Ce livre tente en effet d’offrir des assises solides à une éducation à la citoyenneté qui dépasserait des visées utilitaristes de développement économique, de cohésion sociale ou d’adhésion à une communauté nationale. À ce propos, Sant soutient que, dans un monde où les populismes prennent de plus en plus d’importance, l’enseignement des valeurs démocratiques ou la simple transmission de connaissances dites « vraies » n’auront jamais que des effets marginaux. Pour l’auteure, les critiques selon lesquelles les savoirs ne peuvent être neutres et servent souvent les intérêts d’une élite (nationale, financière, internationaliste, intellectuelle, etc.) n’ont pas tout à fait tort. Les savoirs scolaires ne sont sans doute pas neutres et peuvent en effet devenir suspects. Ils ne sauront donc convaincre sans être soumis à débat. Pour Sant, les « fantaisies » populistes, fussent-elles de droite ou de gauche, ne peuvent être remises en cause que par des débats réellement ouverts et faisant une large part au vécu des apprenant⋅e⋅s. Pour l’auteure, cela implique aussi d’accepter de ne pas avoir de contrôle sur les conclusions de ces débats.

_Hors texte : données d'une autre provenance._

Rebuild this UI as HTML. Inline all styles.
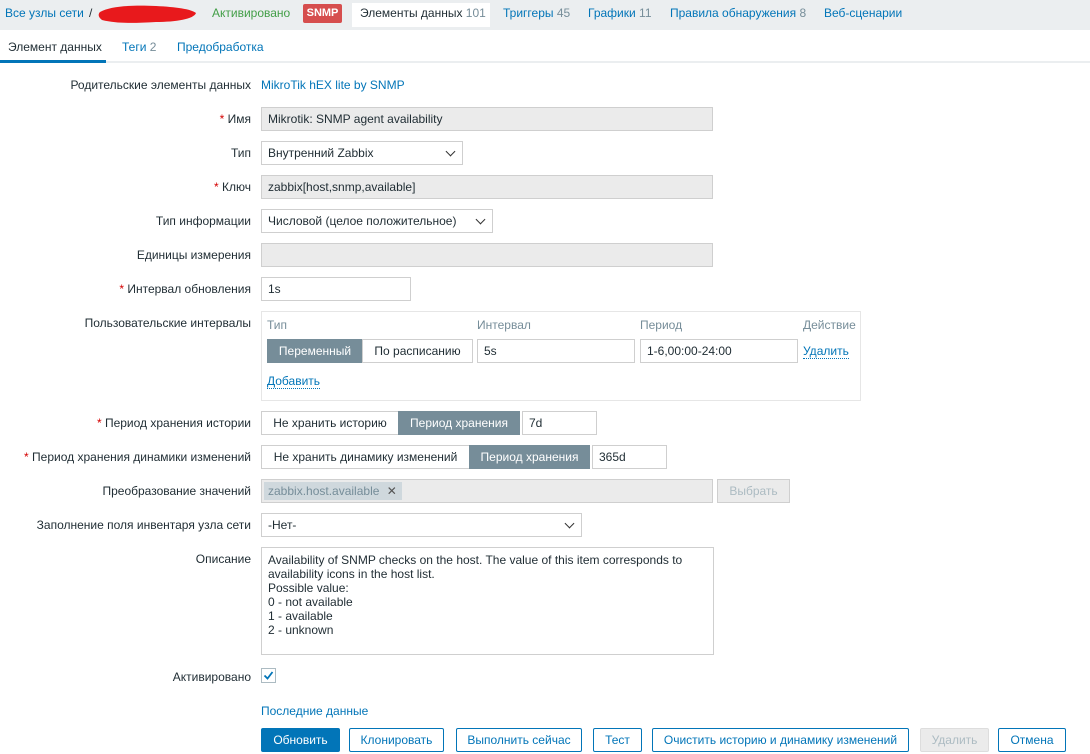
<!DOCTYPE html>
<html><head><meta charset="utf-8"><style>
*{box-sizing:border-box;margin:0;padding:0}
body{width:1090px;height:754px;background:#fff;font:12px "Liberation Sans","DejaVu Sans",sans-serif;color:#1f2c33;position:relative;overflow:hidden}
.a{position:absolute;white-space:nowrap}
.l{position:absolute;right:839px;white-space:nowrap}
.r{color:#d40000}
.in{position:absolute;height:24px;border:1px solid #cfcfcf;background:#fff;padding:0 6px;line-height:22px}
.g{background:#ebebeb}
.sel:after{content:"";position:absolute;right:8px;top:6px;width:6px;height:6px;border-right:1.5px solid #333;border-bottom:1.5px solid #333;transform:rotate(45deg)}
.b{position:absolute;height:24px;line-height:22px;text-align:center;border:1px solid #cfcfcf;background:#fff}
.d{background:#768d99;color:#fff;border-color:#768d99}
.bt{position:absolute;top:728px;height:24px;line-height:22px;text-align:center;border:1px solid #0275b8;color:#0275b8;background:#fff;border-radius:2px}
.lk{color:#0275b8}
.u{border-bottom:1px dotted #0275b8}
</style></head><body>
<div class="a" style="left:0;top:0;width:1090px;height:30px;background:#ebeef0"></div>
<div class="a lk" style="top:6px;left:5px">Все узлы сети</div>
<div class="a" style="left:89px;top:6px">/</div>
<svg class="a" style="left:96px;top:2px" width="104" height="24"><path d="M4 10 C15 4 35 3 60 4 C80 5 95 7 100 11 C98 17 80 20 60 20 C40 21 22 22 6 18 C2 15 2 12 4 10 Z" fill="#e8191c"/></svg>
<div class="a" style="left:212px;top:6px;color:#429e47">Активировано</div>
<div class="a" style="left:303px;top:4px;width:39px;height:19px;background:#d64e4e;color:#fff;font-weight:bold;font-size:11px;text-align:center;line-height:19px;border-radius:2px">SNMP</div>
<div class="a" style="left:352px;top:3px;width:138px;height:24px;background:#fff"></div>
<div class="a" style="left:360px;top:6px">Элементы данных <span style="color:#768d99">101</span></div>
<div class="a lk" style="left:503px;top:6px">Триггеры <span style="color:#768d99">45</span></div>
<div class="a lk" style="left:588px;top:6px">Графики <span style="color:#768d99">11</span></div>
<div class="a lk" style="left:670px;top:6px">Правила обнаружения <span style="color:#768d99">8</span></div>
<div class="a lk" style="left:824px;top:6px">Веб-сценарии</div>
<div class="a" style="left:0;top:61px;width:1090px;height:2px;background:#ebeef0"></div>
<div class="a" style="left:0;top:60px;width:106px;height:3px;background:#0275b8"></div>
<div class="a" style="left:8px;top:40px">Элемент данных</div>
<div class="a lk" style="left:122px;top:40px">Теги <span style="color:#768d99">2</span></div>
<div class="a lk" style="left:177px;top:40px">Предобработка</div>

<div class="l" style="top:78px">Родительские элементы данных</div><div class="a lk" style="left:261px;top:78px">MikroTik hEX lite by SNMP</div>
<div class="l" style="top:112px"><span class="r">*</span> Имя</div><div class="in g" style="left:261px;top:107px;width:452px">Mikrotik: SNMP agent availability</div>
<div class="l" style="top:146px">Тип</div><div class="in sel" style="left:261px;top:141px;width:202px">Внутренний Zabbix</div>
<div class="l" style="top:180px"><span class="r">*</span> Ключ</div><div class="in g" style="left:261px;top:175px;width:452px">zabbix[host,snmp,available]</div>
<div class="l" style="top:214px">Тип информации</div><div class="in sel" style="left:261px;top:209px;width:232px">Числовой (целое положительное)</div>
<div class="l" style="top:248px">Единицы измерения</div><div class="in g" style="left:261px;top:243px;width:452px"></div>
<div class="l" style="top:282px"><span class="r">*</span> Интервал обновления</div><div class="in" style="left:261px;top:277px;width:150px">1s</div>
<div class="l" style="top:316px">Пользовательские интервалы</div>
<div class="a" style="left:261px;top:311px;width:600px;height:90px;border:1px solid #e6e6e6;background:#fff"></div>
<div class="a" style="left:267px;top:318px;color:#768d99">Тип</div>
<div class="a" style="left:477px;top:318px;color:#768d99">Интервал</div>
<div class="a" style="left:640px;top:318px;color:#768d99">Период</div>
<div class="a" style="left:803px;top:318px;color:#768d99">Действие</div>
<div class="b d" style="left:267px;top:339px;width:96px">Переменный</div>
<div class="b" style="left:362px;top:339px;width:111px">По расписанию</div>
<div class="in" style="left:477px;top:339px;width:158px">5s</div>
<div class="in" style="left:640px;top:339px;width:158px">1-6,00:00-24:00</div>
<div class="a lk u" style="left:803px;top:344px">Удалить</div>
<div class="a lk u" style="left:267px;top:374px">Добавить</div>
<div class="l" style="top:416px"><span class="r">*</span> Период хранения истории</div>
<div class="b" style="left:261px;top:411px;width:138px">Не хранить историю</div>
<div class="b d" style="left:398px;top:411px;width:122px">Период хранения</div>
<div class="in" style="left:522px;top:411px;width:75px">7d</div>
<div class="l" style="top:450px"><span class="r">*</span> Период хранения динамики изменений</div>
<div class="b" style="left:261px;top:445px;width:209px">Не хранить динамику изменений</div>
<div class="b d" style="left:469px;top:445px;width:121px">Период хранения</div>
<div class="in" style="left:592px;top:445px;width:75px">365d</div>
<div class="l" style="top:484px">Преобразование значений</div>
<div class="in g" style="left:261px;top:479px;width:452px"></div>
<div class="a" style="left:264px;top:482px;width:138px;height:18px;background:#cfd8dd;color:#768d99;line-height:18px;padding-left:4px">zabbix.host.available <b style="margin-left:4px;color:#555">✕</b></div>
<div class="b" style="left:717px;top:479px;width:73px;background:#ebebeb;color:#acbbc2">Выбрать</div>
<div class="l" style="top:518px">Заполнение поля инвентаря узла сети</div>
<div class="in sel" style="left:261px;top:513px;width:321px">-Нет-</div>
<div class="l" style="top:552px">Описание</div>
<div class="in" style="left:261px;top:547px;width:453px;height:108px;line-height:14px;padding-top:5px;white-space:pre">Availability of SNMP checks on the host. The value of this item corresponds to
availability icons in the host list.
Possible value:
0 - not available
1 - available
2 - unknown</div>
<div class="l" style="top:670px">Активировано</div>
<div class="a" style="left:261px;top:668px;width:15px;height:15px;border:1px solid #acbbc2"></div>
<svg class="a" style="left:263px;top:670px" width="11" height="11"><path d="M1.5 5.5 L4.5 8.5 L9.5 2" stroke="#0275b8" stroke-width="1.8" fill="none"/></svg>
<div class="a lk" style="left:261px;top:704px">Последние данные</div>
<div class="bt" style="left:261px;width:79px;background:#0275b8;color:#fff">Обновить</div>
<div class="bt" style="left:349px;width:95px">Клонировать</div>
<div class="bt" style="left:456px;width:126px">Выполнить сейчас</div>
<div class="bt" style="left:593px;width:49px">Тест</div>
<div class="bt" style="left:652px;width:257px">Очистить историю и динамику изменений</div>
<div class="bt" style="left:920px;width:69px;background:#ebebeb;border-color:#ddd;color:#acbbc2">Удалить</div>
<div class="bt" style="left:998px;width:68px">Отмена</div>
</body></html>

Dans cette optique, la chercheuse soutient qu’il conviendrait non plus de proposer une éducation à la vie politique rigide, mais ouverte, sans finalité précise et plutôt centrée sur la diversité des points de vue. Elle propose trois approches dont elle donne des exemples, soit les pédagogies de la différence qui chercheraient à faciliter la remise en question de nos pratiques sociales actuelles et la recherche d’alternatives en embrassant une gamme plus complète de connaissances ; les pédagogies de l’articulation qui chercheraient à réconcilier les élèves avec les débats et les conflits afin d’éviter les conséquences les plus funestes d’une polarisation ; et les pédagogies de l’équivalence qui viseraient à créer des opportunités pour que les jeunes puissent être des membres actif⋅ve⋅s d’une tâche de reconstruction.

Le texte balaie hélas trop vite les enseignements des pédagogies critiques et émancipatrices en s’appuyant parfois sur une caricature de celles-ci pour en dénoncer les limites. À ce sujet, Sant souligne le fait que les pratiques enseignantes sont souvent incohérentes avec les visées de formation. Contrairement à Freire, qu’elle cite pourtant, l’auteure en conclue qu’il convient de revoir les visées émancipatrices et non qu’il demeure possible et nécessaire de radicalement revisiter les pratiques qui cherchent à les incarner. Sur ce plan, rappelons que Freire soutenait que les pratiques enseignantes doivent s’éloigner de pratiques aliénantes où l’élève n’a d’autre fonction que de recevoir la connaissance, de l’archiver et de la restituer à l’identique. Cet ouvrage réaffirme néanmoins l’importance de la délibération et des débats ouverts dans le contexte de l’éducation à la citoyenneté. La⋅le lecteur⋅rice pourra trouver des appuis plus solides que ceux proposés par Sant, mais tirera profit des approches qu’elle avance pour poser un regard critique sur les pratiques existantes et sur leurs effets réels, et non seulement sur leurs effets théorisés.